Nigeria faces a particularly urgent challenge in prostate cancer care. Prof. Ekwueme noted that hereditary prostate cancer in Nigeria tends to develop seven years earlier than in the general population. This means younger men, some yet to father children, are increasingly presenting with the disease. The HIFU technology offers hope for these patients, enabling complete eradication of cancer while preserving fertility.
“The prostate remains intact, erection 100 percent and the patient will be able to ejaculate, which means you can father a child in the natural way. There is no urine leak and no pain. And that is why this machine is fantastic,” he said.
Focal Therapy: Targeted, intelligent, effective
The HIFU system represents a new era of focal therapy, targeting only the cancerous portion of the prostate while leaving the rest of the gland untouched.
Prof. Ekwueme explained: “The machine is so intelligent. It will generate all the prostate images. And then you mark out where the cancers are and you tell the machine and the machine accepts it and treats the place. The man goes home. This is amazing because you don’t have to remove the whole prostate.”
This precision eliminates the devastating side effects often associated with prostate cancer treatment, such as urine leakage, erectile dysfunction, and loss of ejaculation. “All these side effects, zero with this machine. You keep your erection. You will be able to ejaculate, no urine leak, no pain. You go home same day,” he added.
Christmas gift to Nigerians
Prof. Ekwueme described the unveiling of HIFU as his “Christmas present to Nigeria.” His words carried palpable joy as he reflected on years of effort to bring the technology home. “I feel that our country has been left behind in fast developing medical treatments, especially when it comes to cancer. This is very important to me because I decided to come home to bring robotic surgery several months ago, because I wanted to make a difference. I thought that our country deserves to have the best of treatments. And that’s why I came.”
Changing the face of surgery in Nigeria
This latest milestone follows two earlier breakthroughs introduced by Prof. Ekwueme this year: robotic surgery and the Eurolift procedure for enlarged prostate. Together, these innovations mark a radical transformation in Nigeria’s surgical landscape. “My intention is to change surgery in Nigeria forever. I do not want any man in Nigeria to receive treatment that is substandard. I want them to be able to afford to have first class treatment, like I give to my patients in UK. I want them to have it here,” he declared.

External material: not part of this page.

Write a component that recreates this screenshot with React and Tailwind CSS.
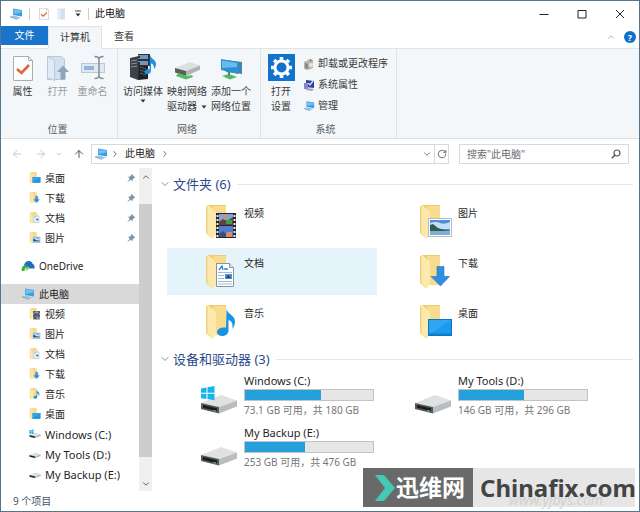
import React, { useState } from "react";
import { ArrowLeft, ArrowRight, ArrowUp, ChevronDown, ChevronRight, ChevronUp, RotateCw } from "lucide-react";

const folders = [
  { name: "视频", kind: "video" },
  { name: "图片", kind: "picture" },
  { name: "文档", kind: "document" },
  { name: "下载", kind: "download" },
  { name: "音乐", kind: "music" },
  { name: "桌面", kind: "desktop" },
];

const drives = [
  { name: "Windows (C:)", free: 73.1, total: 180, system: true },
  { name: "My Tools (D:)", free: 146, total: 296 },
  { name: "My Backup (E:)", free: 253, total: 476 },
];

const pinned = [
  { name: "桌面", kind: "desktop" },
  { name: "下载", kind: "download" },
  { name: "文档", kind: "document" },
  { name: "图片", kind: "picture" },
];

const treeFolders = [
  { name: "视频", kind: "video" },
  { name: "图片", kind: "picture" },
  { name: "文档", kind: "document" },
  { name: "下载", kind: "download" },
  { name: "音乐", kind: "music" },
  { name: "桌面", kind: "desktop" },
];

// what lies in front of the folder, bottom right
const Overlay = ({ kind }) => {
  if (kind === "video") {
    return (
      <g>
        <rect x="11" y="9" width="20" height="25" fill="#23262b" />
        <rect x="14" y="10" width="14" height="11" fill="#7fa2e0" />
        <rect x="14" y="22" width="14" height="11" fill="#4f7dd6" />
        <path d="M14 18l4-3 4 2 6-4v8H14z" fill="#6a3f35" />
        <path d="M21 16h6v4h-6z" fill="#3da043" />
        <path d="M18 11h4v3h-4zM22 28h5v5h-7z" fill="#e58a58" />
        <path d="M14 30l4-3 3 3v3h-7z" fill="#3c4f6f" />
        <path
          d="M11.500 11h2v2h-2zM11.500 15h2v2h-2zM11.500 19h2v2h-2zM11.500 23h2v2h-2zM11.500 27h2v2h-2zM11.500 31h2v2h-2zM28.500 11h2v2h-2zM28.500 15h2v2h-2zM28.500 19h2v2h-2zM28.500 23h2v2h-2zM28.500 27h2v2h-2zM28.500 31h2v2h-2z"
          fill="#e8eaec"
        />
      </g>
    );
  }
  if (kind === "picture") {
    return (
      <g>
        <rect x="9.500" y="14.500" width="23" height="18" fill="#fff" stroke="#b4bdc5" />
        <rect x="11" y="16" width="20" height="15" fill="#4d8fd6" />
        <path d="M11 19q6-2 10 0t10-1v7H11z" fill="#c4dff5" />
        <path d="M11 21l3-1 5 4 6 2 6 1v1H11z" fill="#2d5f50" />
        <path d="M11 27h20v4H11z" fill="#7fb0d0" />
      </g>
    );
  }
  if (kind === "document") {
    return (
      <g>
        <path d="M11.500 9.500h13l4 4v19h-17z" fill="#fff" stroke="#8d9399" />
        <path d="M24.500 9.500v4h4" fill="#e5e8ea" stroke="#8d9399" />
        <path d="M14 16l3-4 1 4M19 15h4" stroke="#2a83cf" strokeWidth="1.300" fill="none" />
        <path d="M13 18.500h14M13 21.500h6M13 24.500h6M13 27.500h14M13 30h14" stroke="#9cb9d6" />
        <path d="M20 20h7v5h-7z" fill="#4791cf" />
        <path d="M21 24l2-3 3 3z" fill="#23405c" />
      </g>
    );
  }
  if (kind === "download") {
    return <path d="M18 12.500h7v10h5.500L21.500 32 12 22.500h6z" fill="#2f8fe0" stroke="#2377c2" strokeWidth=".6" />;
  }
  if (kind === "music") {
    return (
      <path
        d="M21.500 5c1 5 8 6 8.500 12 0 3-1 6-2.500 8 .5-5-.5-8-4-9v10.500c0 4-3.500 5.500-6.500 5.500-3 0-5-1.700-5-4 0-3 4-5 9-4.500z"
        fill="#1c93de"
      />
    );
  }
  return (
    <g>
      <rect x="9.500" y="15.500" width="23" height="16" fill="#1b9bee" stroke="#0f76bd" />
      <path d="M10 16h22L14 28l-4 2z" fill="#45b2f5" opacity=".5" />
      <path d="M10 29.500h22v1.500H10z" fill="#0e7fd0" />
    </g>
  );
};

const FolderIcon = ({ kind, className }) => (
  <svg viewBox="0 0 33 36" className={className} aria-hidden="true">
    <path d="M3 1h18v30H7z" fill="#eecb6d" />
    <path d="M8 2h13v29H8z" fill="#f6dc8c" />
    <path d="M1 2l2-1 6 5q2 2 2 4v20l-3.500 5L1 29z" fill="#fce9ab" />
    <path d="M1 2l1.500 1v26.500L7.500 35 1 29z" fill="#f0d284" />
    <Overlay kind={kind} />
  </svg>
);

const DriveIcon = ({ system, className }) => (
  <svg viewBox="0 0 38 32" className={className} aria-hidden="true">
    <path d="M1 19l20-8 16 5.500L19 23z" fill="#dfe1e2" />
    <path d="M1 19l18 4v6.500L1 25z" fill="#55595b" />
    <path d="M3 21l14 3.200v3L3 23.700z" fill="#191d1c" />
    <path d="M19 23l18-6.500v6L19 29.500z" fill="#b9bdbf" />
    <path d="M13 26.500l3 .7" stroke="#3fc46b" strokeWidth="1.200" />
    {system && (
      <path d="M1 4.500l5.500-1v5.200H1zM7.500 3.300l7-1.300v6.700h-7zM1 9.700h5.500V15L1 14.200zM7.500 9.700h7v6.500l-7-1.100z" fill="#19b5ea" />
    )}
  </svg>
);

const PcIcon = ({ className }) => (
  <svg viewBox="0 0 14 12" className={className} aria-hidden="true">
    <path d="M4 .5l9 1.500v6.500L4 7z" fill="#3c9fe0" />
    <path d="M4.500 1.200l8 1.300v2L4.500 6z" fill="#6fc1f2" />
    <path d="M1 8.500l4-1 7 2-4 1.800z" fill="#9fc4dd" />
    <path d="M1 8.500l7 2.800v.5L1 9.200z" fill="#4c88ae" />
  </svg>
);

const CloudIcon = ({ className }) => (
  <svg viewBox="0 0 14 12" className={className} aria-hidden="true">
    <path d="M3 6.500C3 3 5.500.8 8 1c2 0 3.300 1.400 3.700 3C13 4.500 14 6 13.500 8.500H6z" fill="#1b6fc2" />
    <path d="M1 11c-1-3 .5-5.500 3-5.800C6 5 7 6 7.500 7L4 8.500 3.500 11z" fill="#35b24a" />
    <path d="M4.500 10.500c0-2.500 2-4 4-3.500l-2 3.500z" fill="#9fd45c" />
  </svg>
);

const PinIcon = () => (
  <svg viewBox="0 0 10 10" className="size-2.5" aria-hidden="true">
    <path d="M5.500 .8l3.700 3.700-1 .4L6.800 6.300l-.3 2-1.800-1.600L1 9.500l2.700-3.800L2 4l2-.4 1.300-1.600z" fill="#8195a3" />
  </svg>
);

const CheckPageIcon = ({ className }) => (
  <svg viewBox="0 0 20 25" className={className} aria-hidden="true">
    <path d="M.5.500h15l4 4v20H.5z" fill="#fdfdfd" stroke="#a7adb3" />
    <path d="M15.500.500v4h4" fill="none" stroke="#a7adb3" />
    <path d="M4 13l4.500 4L16 9" fill="none" stroke="#d9693b" strokeWidth="2.600" />
  </svg>
);

const OpenPageIcon = () => (
  <svg viewBox="0 0 24 26" className="h-[26px] w-6" aria-hidden="true">
    <path d="M1.500 1.500h14l3 3v20h-17z" fill="#d3e0f0" stroke="#b7c8de" />
    <path d="M1.500 1.500l7 4v20l-7-3z" fill="#e1eaf5" stroke="#b7c8de" />
    <path d="M17 10.500l6 6.500h-3.500v7.500h-5V17H11z" fill="#8fa3bd" />
  </svg>
);

const RenameIcon = () => (
  <svg viewBox="0 0 26 26" className="size-[26px]" aria-hidden="true">
    <rect x="1.500" y="8.500" width="23" height="9" fill="#dfe8f3" stroke="#b9c8da" />
    <path d="M4 11h10v4H4z" fill="#94b4d8" />
    <path d="M14.500 1.500q4.500 0 4.500 3v16q0 3-4.500 3M23.500 1.500q-4.500 0-4.500 3v16q0 3 4.500 3" fill="none" stroke="#7d8894" strokeWidth="1.400" />
  </svg>
);

const MediaIcon = () => (
  <svg viewBox="0 0 28 28" className="size-7" aria-hidden="true">
    <path d="M1 5l9-2 1 20-2 4-8-3z" fill="#3b4248" />
    <path d="M10 9l9 3v14l-10 1z" fill="#1d2226" />
    <path d="M9 1h12v12H9z" fill="#2c333b" />
    <path d="M11 2h8v4h-8zM11 8h8v4h-8z" fill="#7396bd" />
    <path d="M2 8l6-1M2 11l6-1M2 14l6-1" stroke="#86919b" />
    <path d="M11 14l6 2M11 17l6 2M11 20l6 2" stroke="#59646d" />
    <path d="M9.500 2.500h1M9.500 5.500h1M9.500 8.500h1" stroke="#dfe3e6" />
    <path d="M21 2c1 4 6 4.500 6 9 0 2-1 4-2 5 0-4-1-5-3-5.500v7c0 3-3 4-5 3.500-2-.6-2-4 1-4.500 1-.3 2 0 2.500 0z" fill="#2190df" />
  </svg>
);

const MapDriveIcon = () => (
  <svg viewBox="0 0 28 28" className="size-7" aria-hidden="true">
    <path d="M2 15l15-6 10 3.500-14 5.500z" fill="#dcdedf" />
    <path d="M2 15l11 3v5L2 19.500z" fill="#5a5f60" />
    <path d="M13 18l14-5.500v4.200L13 23z" fill="#aeb3b5" />
    <path d="M3 23l2-3 9 3 5-1 1 2-7 2.500z" fill="#58bb62" />
  </svg>
);

const NetPlaceIcon = () => (
  <svg viewBox="0 0 28 28" className="size-7" aria-hidden="true">
    <path d="M9 7l16 2v12L9 19z" fill="#3f86b4" />
    <path d="M4 6l17 3v12L4 17z" fill="#2e8fd2" />
    <path d="M5 7.500l15 2.500v4L5 15z" fill="#63bdf0" />
    <path d="M5 23l7-2 8 3-7 2.500z" fill="#57b862" />
    <path d="M12 19v3" stroke="#418d52" strokeWidth="2" />
  </svg>
);

const GearIcon = () => (
  <svg viewBox="0 0 27 27" className="size-[27px]" aria-hidden="true">
    <rect width="27" height="27" fill="#1273cc" />
    <circle cx="13.500" cy="13.500" r="6.500" fill="none" stroke="#fff" strokeWidth="3" />
    <g stroke="#fff" strokeWidth="3.600">
      <path d="M13.500 3v3.500M13.500 20.500V24M3 13.500h3.500M20.500 13.500H24" />
      <path d="M6.100 6.100l2.400 2.400M18.500 18.500l2.400 2.400M6.100 20.900l2.400-2.400M18.500 8.500l2.400-2.400" />
    </g>
  </svg>
);

const UninstallIcon = () => (
  <svg viewBox="0 0 12 12" className="size-3" aria-hidden="true">
    <path d="M1 4l6-3 3 1v8l-5 2-4-1z" fill="#b9b6ad" />
    <path d="M2 5l3 1v5l-3-1z" fill="#8a8880" />
    <circle cx="8" cy="7" r="2" fill="#e6e6e0" />
    <path d="M7 1l2 1-2 2z" fill="#6f8a68" />
  </svg>
);

const SystemIcon = () => (
  <svg viewBox="0 0 12 12" className="size-3" aria-hidden="true">
    <path d="M3 1l8 1v7L3 8z" fill="#2c3f9e" />
    <path d="M1 4h4v6H1z" fill="#8a86c4" />
    <path d="M5 4l2 2 3-4" stroke="#cfd8f5" strokeWidth="1.400" fill="none" />
    <path d="M4 9l7 1-2 2-6-1z" fill="#9fa8b5" />
  </svg>
);

const Caret = () => (
  <svg viewBox="0 0 6 4" className="inline-block h-1 w-1.5" aria-hidden="true">
    <path d="M.5.500h5L3 3.500z" fill="#333" />
  </svg>
);

const RibbonGroup = ({ label, children, className }) => (
  <section aria-label={label} className={`flex flex-col justify-between border-r border-[#dfe3e6] ${className}`}>
    <div className="flex pt-1">{children}</div>
    <p className="h-4 text-center text-[#5c5f63]">{label}</p>
  </section>
);

const RibbonButton = ({ icon, lines, disabled, hasMenu, className }) => (
  <button
    type="button"
    disabled={disabled}
    className={`flex flex-col items-center ${disabled ? "text-[#9a9da1]" : "text-[#3b3b3b]"} ${className}`}
  >
    <span className="mb-[3px] flex h-7 items-end">{icon}</span>
    {lines.map((line, i) => (
      <span key={i} className="flex h-[15px] items-center gap-1 whitespace-nowrap">
        {line}
      </span>
    ))}
    {hasMenu && (
      <span className="flex h-1">
        <Caret />
      </span>
    )}
  </button>
);

const SmallRibbonButton = ({ icon, label }) => (
  <button type="button" className="flex h-[21px] items-center gap-[3px] whitespace-nowrap text-[#3b3b3b]">
    {icon}
    {label}
  </button>
);

const TreeRow = ({ icon, label, level = 2, selected, isPinned, large }) => (
  <li>
    <a
      href="#"
      aria-current={selected ? "page" : undefined}
      className={`flex h-5 items-center gap-1 whitespace-nowrap pr-[3px] ${
        level === 1 ? "pl-5" : "pl-[28px]"
      } ${selected ? "bg-[#d9d9d9]" : "hover:bg-[#e5f3fb]"}`}
    >
      {icon}
      <span className={large ? "flex-1 text-[11px]" : "flex-1"}>{label}</span>
      {isPinned && <PinIcon />}
    </a>
  </li>
);

const SectionHeader = ({ title, count }) => (
  <h2 className="flex h-6 items-center text-[13px] text-[#2b4a8b]">
    <button type="button" aria-label={`折叠${title}`} className="mr-0.5 text-[#8a8f96]">
      <ChevronDown className="size-3" />
    </button>
    {title} ({count})
    <span className="ml-1.5 flex-1 border-t border-[#e3e7ec]" />
  </h2>
);

const DriveTile = ({ drive }) => {
  const used = ((drive.total - drive.free) / drive.total) * 100;
  return (
    <button type="button" className="flex h-12 gap-1.5 pl-[33px] text-left hover:bg-[#e5f3fb]">
      <DriveIcon system={drive.system} className="mt-[11px] h-8 w-[38px]" />
      <span className="flex flex-1 flex-col">
        <span className="h-4 text-[11px] leading-4">{drive.name}</span>
        <span className="block h-3 w-[130px] border border-[#c3c3c3] bg-[#e6e6e6]">
          <span className="block h-full bg-[#26a0da]" style={{ width: `${used}%` }} />
        </span>
        <span className="mt-px h-4 whitespace-nowrap leading-4 text-[#767676]">
          {drive.free} GB 可用，共 {drive.total} GB
        </span>
      </span>
    </button>
  );
};

const App = () => {
  const [selected, setSelected] = useState("document");
  const [search, setSearch] = useState("");

  return (
    <div
      lang="zh-CN"
      className="relative flex min-h-screen flex-col border border-[#56748a] bg-white font-['Noto_Sans','Noto_Sans_CJK_SC',sans-serif] text-[10px] leading-[15px] text-[#1f1f1f]"
    >
      {/* title bar */}
      <header className="flex h-[25px] items-center pl-2">
        <PcIcon className="h-3 w-3.5" />
        <span className="mx-1.5 h-3 border-l border-[#c9cdd1]" />
        <button type="button" aria-label="属性" className="ml-[3px]">
          <CheckPageIcon className="h-3 w-2.5" />
        </button>
        <button type="button" aria-label="新建文件夹" className="ml-2">
          <svg viewBox="0 0 9 12" className="h-3 w-[9px]" aria-hidden="true">
            <path d="M.5.500h7.500v11H.5z" fill="#d3e0f0" />
            <path d="M.5.500l3 1.500v9.500h-3z" fill="#e8eff7" />
          </svg>
        </button>
        <button type="button" aria-label="自定义快速访问工具栏" className="ml-2 mr-1.5">
          <svg viewBox="0 0 8 8" className="size-2" aria-hidden="true">
            <path d="M1 1h6" stroke="#444" />
            <path d="M1.500 3.500h5L4 6.500z" fill="#333" />
          </svg>
        </button>
        <span className="h-3 border-l border-[#c9cdd1]" />
        <h1 className="ml-1.5 flex-1 text-[#111]">此电脑</h1>
        <button type="button" aria-label="最小化" className="flex h-full w-[38px] items-center justify-center">
          <svg viewBox="0 0 10 10" className="size-2.5" aria-hidden="true">
            <path d="M.5 5.500h9" stroke="#222" />
          </svg>
        </button>
        <button type="button" aria-label="最大化" className="flex h-full w-[38px] items-center justify-center">
          <svg viewBox="0 0 10 10" className="size-2.5" aria-hidden="true">
            <path d="M1 1.500h8v7.500H1z" fill="none" stroke="#222" />
          </svg>
        </button>
        <button type="button" aria-label="关闭" className="flex h-full w-[38px] items-center justify-center">
          <svg viewBox="0 0 10 10" className="size-2.5" aria-hidden="true">
            <path d="M1 1l8 8M9 1L1 9" stroke="#222" />
          </svg>
        </button>
      </header>

      {/* ribbon tabs */}
      <div className="flex h-[23px] items-start border-b border-[#dfe3e6]">
        <button type="button" className="h-[19px] w-[47px] bg-[#1a74cc] text-white">
          文件
        </button>
        <button type="button" className="h-[23px] w-[54px] border-x border-t border-[#dfe3e6] bg-[#f4f7fa] pb-0.5 text-[#333]">
          计算机
        </button>
        <button type="button" className="h-5 w-11 text-[#333]">
          查看
        </button>
        <div className="ml-auto flex h-[22px] items-center gap-2 pr-[3px]">
          <button type="button" aria-label="最小化功能区">
            <ChevronUp className="size-2.5 text-[#a0a4a8]" />
          </button>
          <button
            type="button"
            aria-label="帮助"
            className="flex size-3 items-center justify-center rounded-full bg-[#0f70c8] text-[9px] font-bold text-white"
          >
            ?
          </button>
        </div>
      </div>

      {/* ribbon */}
      <div className="flex h-[90px] border-b border-[#dcdfe2] bg-[#f4f7fa]">
        <RibbonGroup label="位置" className="pl-1 pr-[7px]">
          <RibbonButton icon={<CheckPageIcon className="h-[25px] w-5" />} lines={["属性"]} className="w-[35px]" />
          <RibbonButton icon={<OpenPageIcon />} lines={["打开"]} disabled className="w-[35px]" />
          <RibbonButton icon={<RenameIcon />} lines={["重命名"]} disabled className="w-[35px]" />
        </RibbonGroup>
        <RibbonGroup label="网络" className="pl-[3px] pr-[7px]">
          <RibbonButton icon={<MediaIcon />} lines={["访问媒体"]} hasMenu className="w-11" />
          <RibbonButton
            icon={<MapDriveIcon />}
            lines={["映射网络", <React.Fragment key="map">驱动器 <Caret /></React.Fragment>]}
            className="w-11"
          />
          <RibbonButton icon={<NetPlaceIcon />} lines={["添加一个", "网络位置"]} className="w-11" />
        </RibbonGroup>
        <RibbonGroup label="系统" className="pl-0.5 pr-2">
          <RibbonButton icon={<GearIcon />} lines={["打开", "设置"]} className="w-9" />
          <div className="flex flex-col pl-1">
            <SmallRibbonButton icon={<UninstallIcon />} label="卸载或更改程序" />
            <SmallRibbonButton icon={<SystemIcon />} label="系统属性" />
            <SmallRibbonButton icon={<PcIcon className="size-3" />} label="管理" />
          </div>
        </RibbonGroup>
      </div>

      {/* address bar */}
      <div className="flex h-[29px] items-center pl-2.5 pr-2.5">
        <button type="button" aria-label="后退" disabled className="text-[#c3c6c9]">
          <ArrowLeft className="size-3" />
        </button>
        <button type="button" aria-label="前进" disabled className="ml-3 text-[#c3c6c9]">
          <ArrowRight className="size-3" />
        </button>
        <button type="button" aria-label="最近浏览的位置" className="ml-2 text-[#a8abae]">
          <ChevronDown className="size-2" />
        </button>
        <button type="button" aria-label="上移" className="ml-2.5 mr-1.5 text-[#555]">
          <ArrowUp className="size-3" />
        </button>
        <nav aria-label="地址" className="flex h-5 flex-1 items-center border border-[#d9d9d9] pl-0.5">
          <PcIcon className="h-3 w-3.5" />
          <ChevronRight className="ml-0.5 size-2.5 text-[#555]" />
          <a href="#" className="ml-[5px] flex-1 text-[#222]">
            此电脑 <ChevronRight className="ml-0.5 inline size-2.5 text-[#555]" />
          </a>
          <button type="button" aria-label="以前的位置" className="mr-0.5 text-[#555]">
            <ChevronDown className="size-2.5" />
          </button>
          <button type="button" aria-label="刷新" className="flex h-full w-3.5 items-center justify-center border-l border-[#d9d9d9] text-[#555]">
            <RotateCw className="size-2.5" />
          </button>
        </nav>
        <div className="ml-2.5 flex h-5 w-[170px] items-center border border-[#d9d9d9] pr-[7px]">
          <input
            type="text"
            aria-label="搜索"
            value={search}
            onChange={(e) => setSearch(e.target.value)}
            placeholder={'搜索"此电脑"'}
            className="h-full min-w-0 flex-1 pl-[7px] leading-[18px] outline-none placeholder:text-[#6d6d6d]"
          />
          <svg viewBox="0 0 10 10" className="size-2.5 text-[#555]" aria-hidden="true">
            <circle cx="6" cy="4" r="3" fill="none" stroke="currentColor" strokeWidth="1.200" />
            <path d="M4 6L.8 9.200" stroke="currentColor" strokeWidth="1.500" />
          </svg>
        </div>
      </div>

      <div className="flex flex-1">
        {/* navigation pane */}
        <nav aria-label="导航窗格" className="w-[138px] shrink-0">
          <ul>
            {pinned.map((item) => (
              <TreeRow key={item.kind} icon={<FolderIcon kind={item.kind} className="size-3" />} label={item.name} isPinned />
            ))}
          </ul>
          <ul className="my-2">
            <TreeRow level={1} icon={<CloudIcon className="h-3 w-3.5" />} label="OneDrive" />
          </ul>
          <ul>
            <TreeRow level={1} icon={<PcIcon className="h-3 w-3.5" />} label="此电脑" selected />
            {treeFolders.map((item) => (
              <TreeRow key={item.kind} icon={<FolderIcon kind={item.kind} className="size-3" />} label={item.name} />
            ))}
            {drives.map((drive) => (
              <TreeRow key={drive.name} icon={<DriveIcon system={drive.system} className="size-3" />} label={drive.name} large />
            ))}
          </ul>
        </nav>
        <div className="flex w-[13px] shrink-0 flex-col items-center bg-[#f0f0f0] text-[#444]">
          <button type="button" aria-label="向上滚动" className="flex h-9 items-start pt-1">
            <ChevronUp className="size-2.5" />
          </button>
          <div className="w-full flex-1 bg-[#cdcdcd]" />
          <button type="button" aria-label="向下滚动" className="flex h-[34px] items-end pb-0.5">
            <ChevronDown className="size-2.5" />
          </button>
        </div>

        {/* content */}
        <main className="min-w-0 flex-1 pl-[7px] pr-1.5 pt-1">
          <SectionHeader title="文件夹" count={folders.length} />
          <div className="mb-0.5 mt-0.5 grid grid-cols-[repeat(auto-fill,210px)] gap-x-1 gap-y-[3px] pl-2">
            {folders.map((folder) => (
              <button
                key={folder.kind}
                type="button"
                onClick={() => setSelected(folder.kind)}
                className={`flex h-[47px] items-start gap-1.5 pl-[38px] pt-1.5 text-left ${
                  selected === folder.kind ? "bg-[#e5f3fb]" : ""
                }`}
              >
                <FolderIcon kind={folder.kind} className="h-9 w-[33px]" />
                <span className="pt-0.5">{folder.name}</span>
              </button>
            ))}
          </div>
          <SectionHeader title="设备和驱动器" count={drives.length} />
          <div className="mt-0.5 grid grid-cols-[repeat(auto-fill,210px)] gap-x-1 gap-y-1 pl-2">
            {drives.map((drive) => (
              <DriveTile key={drive.name} drive={drive} />
            ))}
          </div>
        </main>
      </div>

      <footer className="flex h-5 items-center pl-3 text-[#44536b]">9 个项目</footer>

      {/* site badge over the bottom right corner */}
      <div className="absolute bottom-1 right-1 flex h-[39px] text-[24px] font-bold leading-[39px]">
        <div className="flex w-[110px] items-center bg-[#696969] pl-3 text-white">
          <svg viewBox="0 0 20 26" className="mr-px h-[26px] w-5" aria-hidden="true">
            <path d="M0 0h9l11 13L9 26H0l10-13z" fill="#45c7b3" />
          </svg>
          <span className="whitespace-nowrap text-[23px]">迅维网</span>
        </div>
        <div className="relative w-[162px] bg-[#e6e6e6] pl-[7px] text-[#444]">
          <span className="absolute bottom-0 left-9 text-[14px] font-normal italic leading-[14px] text-[#d2d2d2]">www.yjbys.com</span>
          <span className="relative">Chinafix.com</span>
        </div>
      </div>
    </div>
  );
};

export default App;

The introduction of HIFU has also been accompanied by intensive training for Nigerian medical staff, ensuring that the technology can be safely and effectively deployed across the country. Prof. Ekwueme expressed hope that this would encourage Nigerians abroad to return home, confident that world-class treatment is now available locally.
New dawn for prostate cancer care
Prostate cancer remains the most common cancer among men, but with the arrival of HIFU in Nigeria, the outlook has changed dramatically. Patients no longer need to travel abroad for advanced treatment. They can now access cutting-edge, pain-free, fertility-preserving therapy within their own country.
Prof. Ekwueme’s words capture the magnitude of this achievement, “We have to be able to treat it here. And so this is the third of the first that we have done this year. After the robot, then the Eurolift for enlarged prostate, now we are taking Nigeria to a completely different path of focal therapy for prostate cancer.”
The Prostate Clinic (TPC) has positioned Nigeria at the forefront of medical progress, introducing globally validated prostate cancer therapy and ensuring world-class treatment is now available to Nigerian patients at home.